# TASK INSTRUCTIONS:
Search the records for the word "React" and report each line that has it.
________________
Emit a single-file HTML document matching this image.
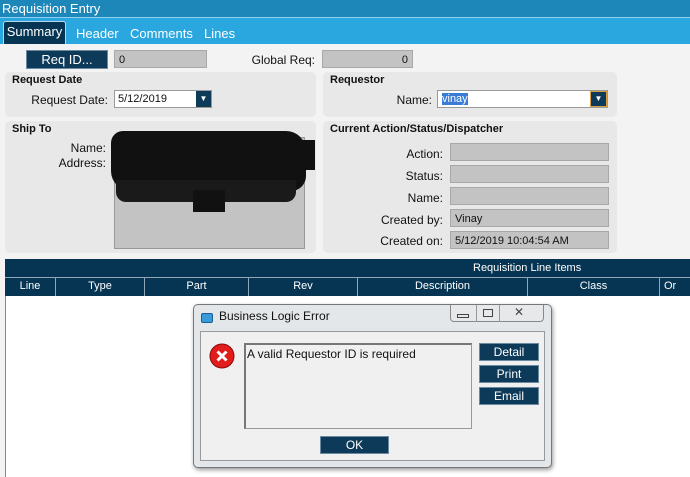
<!DOCTYPE html>
<html><head><style>
*{margin:0;padding:0;box-sizing:border-box}
body{width:690px;height:477px;overflow:hidden;background:#f3f3f3;font-family:"Liberation Sans",Arial,sans-serif;font-size:11px;color:#111;position:relative}
.a{position:absolute}
.fld{position:absolute;background:#c3c3c3;border:1px solid #a8a8a8;padding:3px 4px 0;font-size:11px}
.pnl{position:absolute;background:#e8e8e8;border-radius:5px}
.pt{position:absolute;font-weight:bold;font-size:11px}
.lbl{position:absolute;text-align:right;font-size:12px}
.btn{position:absolute;background:#0e3a5a;color:#fff;text-align:center;font-size:12px;border:1px solid #6b8aa0}
.col{position:absolute;top:277px;height:19px;color:#fff;border-right:1px solid #8fa7b8;text-align:center;line-height:19px;font-size:11px}
</style></head><body>
<div class="a" style="left:0;top:0;width:690px;height:17px;background:#1d87b9;color:#fff;font-size:13px;padding-left:2px;line-height:17px">Requisition Entry</div>
<div class="a" style="left:0;top:17px;width:690px;height:27px;background:#2aa7df;border-top:1px solid #8fd0ee"></div>
<div class="a" style="left:3px;top:21px;width:63px;height:23px;background:#053553;border:1px solid #b9d9ea;border-bottom:none;border-radius:3px 3px 0 0;color:#fff;font-size:13px;line-height:20px;text-align:center">Summary</div>
<div class="a" style="left:76px;top:26px;color:#fff;font-size:13px">Header</div>
<div class="a" style="left:130px;top:26px;color:#fff;font-size:13px">Comments</div>
<div class="a" style="left:204px;top:26px;color:#fff;font-size:13px">Lines</div>

<div class="btn" style="left:26px;top:50px;width:82px;height:19px;line-height:17px;font-size:13px">Req ID...</div>
<div class="fld" style="left:114px;top:50px;width:93px;height:18px">0</div>
<div class="lbl" style="left:230px;top:53px;width:85px">Global Req:</div>
<div class="fld" style="left:322px;top:50px;width:91px;height:18px;text-align:right">0</div>

<div class="pnl" style="left:5px;top:72px;width:311px;height:45px"></div>
<div class="pt" style="left:12px;top:74px">Request Date</div>
<div class="lbl" style="left:20px;top:93px;width:88px">Request Date:</div>
<div class="a" style="left:114px;top:90px;width:98px;height:18px;background:#fff;border:1px solid #999;padding:2px 3px">5/12/2019</div>
<div class="a" style="left:196px;top:91px;width:15px;height:16px;background:#0e3a5a;color:#fff;font-size:8px;text-align:center;line-height:16px">▼</div>

<div class="pnl" style="left:323px;top:72px;width:294px;height:45px"></div>
<div class="pt" style="left:330px;top:74px">Requestor</div>
<div class="lbl" style="left:370px;top:93px;width:62px">Name:</div>
<div class="a" style="left:437px;top:90px;width:171px;height:18px;background:#fff;border:1px solid #999;padding:2px 4px"><span style="background:#3a7bd5;color:#fff">vinay</span></div>
<div class="a" style="left:590px;top:91px;width:17px;height:16px;background:#0e3a5a;border:1px solid #d8a040;color:#fff;font-size:8px;text-align:center;line-height:14px">▼</div>

<div class="pnl" style="left:5px;top:121px;width:311px;height:132px"></div>
<div class="pt" style="left:12px;top:123px">Ship To</div>
<div class="lbl" style="left:40px;top:141px;width:66px">Name:</div>
<div class="lbl" style="left:40px;top:156px;width:66px">Address:</div>
<div class="a" style="left:114px;top:137px;width:191px;height:112px;background:#c3c3c3;border:1px solid #999"></div>
<div class="a" style="left:111px;top:131px;width:195px;height:60px;background:#111;border-radius:12px 20px 15px 20px"></div>
<div class="a" style="left:116px;top:180px;width:180px;height:22px;background:#1a1a1a;border-radius:0 0 10px 10px"></div>
<div class="a" style="left:260px;top:140px;width:55px;height:30px;background:#111"></div>
<div class="a" style="left:193px;top:190px;width:32px;height:22px;background:#111"></div>

<div class="pnl" style="left:323px;top:121px;width:294px;height:132px"></div>
<div class="pt" style="left:330px;top:123px">Current Action/Status/Dispatcher</div>
<div class="lbl" style="left:360px;top:147px;width:83px">Action:</div>
<div class="fld" style="left:450px;top:143px;width:159px;height:18px"></div>
<div class="lbl" style="left:360px;top:169px;width:83px">Status:</div>
<div class="fld" style="left:450px;top:165px;width:159px;height:18px"></div>
<div class="lbl" style="left:360px;top:191px;width:83px">Name:</div>
<div class="fld" style="left:450px;top:187px;width:159px;height:18px"></div>
<div class="lbl" style="left:360px;top:213px;width:83px">Created by:</div>
<div class="fld" style="left:450px;top:209px;width:159px;height:18px">Vinay</div>
<div class="lbl" style="left:360px;top:234px;width:83px">Created on:</div>
<div class="fld" style="left:450px;top:231px;width:159px;height:18px">5/12/2019 10:04:54 AM</div>

<div class="a" style="left:5px;top:259px;width:685px;height:218px;background:#fff;border-left:1px solid #888"></div>
<div class="a" style="left:5px;top:259px;width:685px;height:18px;background:#053553;color:#fff;font-size:11px;line-height:18px"><span style="position:absolute;left:468px">Requisition Line Items</span></div>
<div class="a" style="left:5px;top:277px;width:685px;height:19px;background:#053553;border-top:1px solid #8fa7b8"></div>
<div class="col" style="left:5px;width:51px">Line</div>
<div class="col" style="left:56px;width:89px">Type</div>
<div class="col" style="left:145px;width:104px">Part</div>
<div class="col" style="left:249px;width:109px">Rev</div>
<div class="col" style="left:358px;width:170px">Description</div>
<div class="col" style="left:528px;width:132px">Class</div>
<div class="col" style="left:660px;width:40px;text-align:left;padding-left:4px;border:none">Or</div>

<div class="a" style="left:193px;top:304px;width:359px;height:164px;background:#e4e7ea;border:1px solid #777;border-radius:5px;box-shadow:1px 2px 4px rgba(0,0,0,.4)"></div>
<div class="a" style="left:201px;top:313px;width:12px;height:10px;background:#3a9ad9;border:1px solid #1d5f8f;border-radius:2px"></div>
<div class="a" style="left:219px;top:309px;font-size:12px">Business Logic Error</div>
<div class="a" style="left:450px;top:305px;width:94px;height:17px;border:1px solid #888;border-top:none;border-radius:0 0 4px 4px;background:#e6e8ea"></div>
<div class="a" style="left:476px;top:305px;width:1px;height:17px;background:#999"></div>
<div class="a" style="left:499px;top:305px;width:1px;height:17px;background:#999"></div>
<div class="a" style="left:457px;top:314px;width:12px;height:4px;border:1px solid #444"></div>
<div class="a" style="left:483px;top:309px;width:10px;height:8px;border:1px solid #444"></div>
<div class="a" style="left:514px;top:305px;font-size:12px;color:#444">✕</div>
<div class="a" style="left:200px;top:331px;width:345px;height:130px;background:#f0f0f0;border:1px solid #999"></div>
<svg class="a" style="left:209px;top:343px" width="26" height="26"><circle cx="13" cy="13" r="12" fill="#e21b1b" stroke="#8a0a0a"/><path d="M8.5 8.5L17.5 17.5M17.5 8.5L8.5 17.5" stroke="#fff" stroke-width="3"/></svg>
<div class="a" style="left:244px;top:343px;width:228px;height:86px;background:#f0f0f0;border:1px solid #999;border-left:2px solid #777;border-top:2px solid #777;padding:2px 1px;font-size:12px">A valid Requestor ID is required</div>
<div class="btn" style="left:479px;top:343px;width:60px;height:18px;line-height:16px">Detail</div>
<div class="btn" style="left:479px;top:365px;width:60px;height:18px;line-height:16px">Print</div>
<div class="btn" style="left:479px;top:387px;width:60px;height:18px;line-height:16px">Email</div>
<div class="btn" style="left:320px;top:436px;width:69px;height:18px;line-height:16px">OK</div>
</body></html>
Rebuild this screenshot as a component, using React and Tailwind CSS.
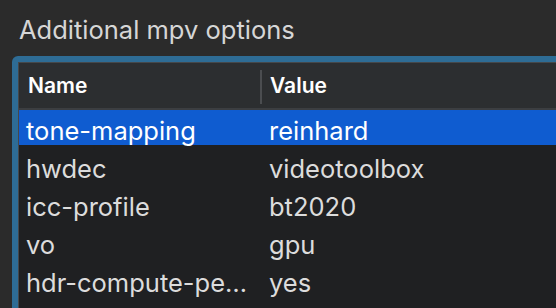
import React from 'react';

const options = [
  { name: 'tone-mapping', value: 'reinhard' },
  { name: 'hwdec', value: 'videotoolbox' },
  { name: 'icc-profile', value: 'bt2020' },
  { name: 'vo', value: 'gpu' },
  { name: 'hdr-compute-pe\u2026', value: 'yes' },
];

export default function App() {
  const selected = 0;

  return (
    <div
      className="w-[556px] h-[308px] overflow-hidden bg-[#2b2b2b]"
      style={{ fontFamily: 'Inter, "Liberation Sans", sans-serif' }}
    >
      <div className="pl-[19px] pt-[15px] text-[25.5px] leading-[30px] text-[#d6d6d6] whitespace-nowrap">
        Additional mpv options
      </div>

      <div className="mt-[11px] ml-[12px] w-[600px] h-[300px] rounded-[6px] bg-[#2e6c95] p-[6px]">
        <div className="h-full border border-[#45484b] bg-[#1f2022]">
          <div className="flex h-[47px] bg-[#2c2e30] border-b-2 border-[#3c3e41]">
            <div className="w-[241px] pl-[9px] pt-[11px] text-[21px] leading-[24px] font-semibold text-white">
              Name
            </div>
            <div className="w-[2px] mt-[7px] h-[34px] bg-[#4b4d50]" />
            <div className="flex-1 pl-[8px] pt-[11px] text-[21px] leading-[24px] font-semibold text-white">
              Value
            </div>
          </div>

          {options.map((opt, i) => (
            <div key={opt.name} className="h-[38px]">
              <div
                className={`flex h-[35px] text-[25.5px] leading-[29px] pt-[6px] whitespace-nowrap ${
                  i === selected ? 'bg-[#0f5cd0] text-white' : 'text-[#dcdcdc]'
                }`}
              >
                <div className="w-[243px] pl-[7px]">{opt.name}</div>
                <div className="flex-1 pl-[7px]">{opt.value}</div>
              </div>
            </div>
          ))}
        </div>
      </div>
    </div>
  );
}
________________
# TASK ANSWER:
Rebuild this screenshot as a component, using React and Tailwind CSS.
import React from 'react';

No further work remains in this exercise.